The 9th U.S, Circuit Court of Appeals affirmed a lower court judgment that said a freight forwarder was not liable for damages related to the misdelivery of goods, because the bill of lading set a one-year time limit for lawsuits. The Hecny Group had signed a guarantee that, in return for an exclusive role in delivery of Clevo’s computer parts to Brazil-based Amazon PC Industria e Comercio de Microcomputadores, Hecny would not release the goods until presented by Amazon with the bill of lading. The bill of lading was kept by Clevo until Amazon made full payment. Clevo argued that the guarantee had no time limit for misdelivery suits. But the court found that the bill of lading was issued after the guarantee, and so superseded it and put a time limit in place.
Deckers Corporation appealed the Court of International Trade’s April 12 dismissal of its challenge to CBP’s classification of its Teva sports sandals. Deckers had argued they should be classified in the Harmonized Tariff Schedule (HTS) as sports footwear, but CBP instead found them to be footwear with open toes or open heels. The sandals were made for running and training, and the openings don’t detract from that function, Deckers had argued. CIT, though sympathetic, said it couldn’t ignore the Court of Appeals for the Federal Circuit’s ruling on similar footwear from Deckers in a test case the company had itself requested.
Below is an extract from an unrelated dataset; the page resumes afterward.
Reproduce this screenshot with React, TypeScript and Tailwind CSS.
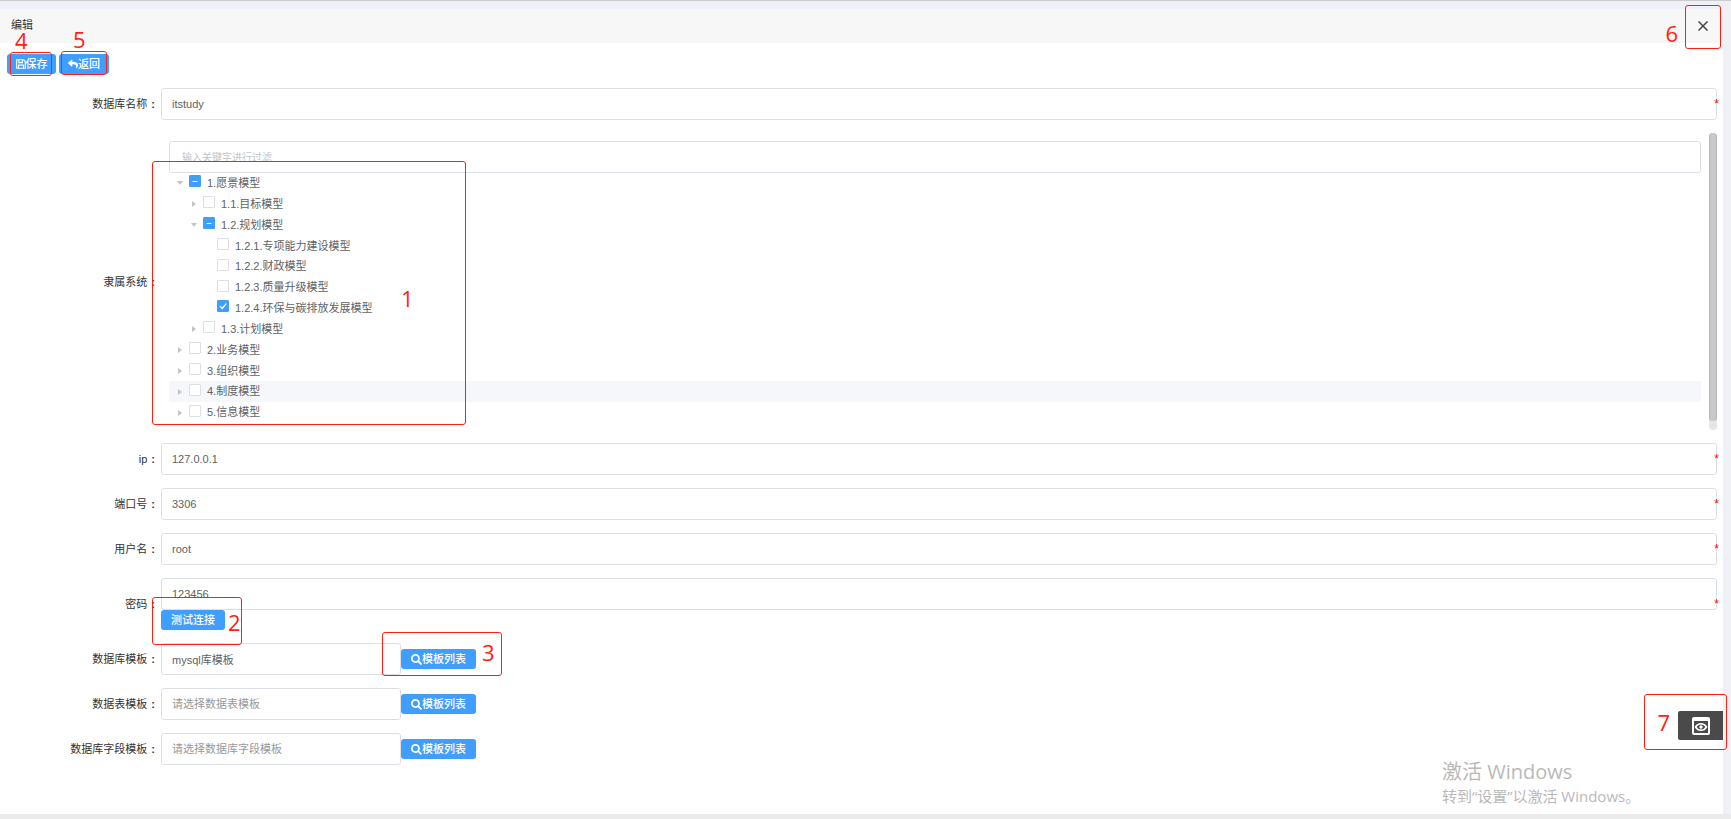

A Dubai company agreed to pay $2.8 million in civil penalties for allegedly exporting Internet monitoring equipment to Syria in violation of the Export Administration Regulations, the Bureau of Industry and Security announced April 25. The United Arab Emirates company, Computerlinks FZCO, allegedly violated the EAR three different times in 2010 and 2011, unlawfully exporting and reexporting equipment and software used to monitor and control Internet traffic to Syria, BIS said. Besides the civil penalty -- the statutory maximum -- Computerlinks agreed to submit to independent, third-party audits, BIS said. The materials, obtained from California company Blue Coat Systems, are controlled for national security, anti-terrorism and encryption reasons, BIS said. The materials are valued at about $1.4 million.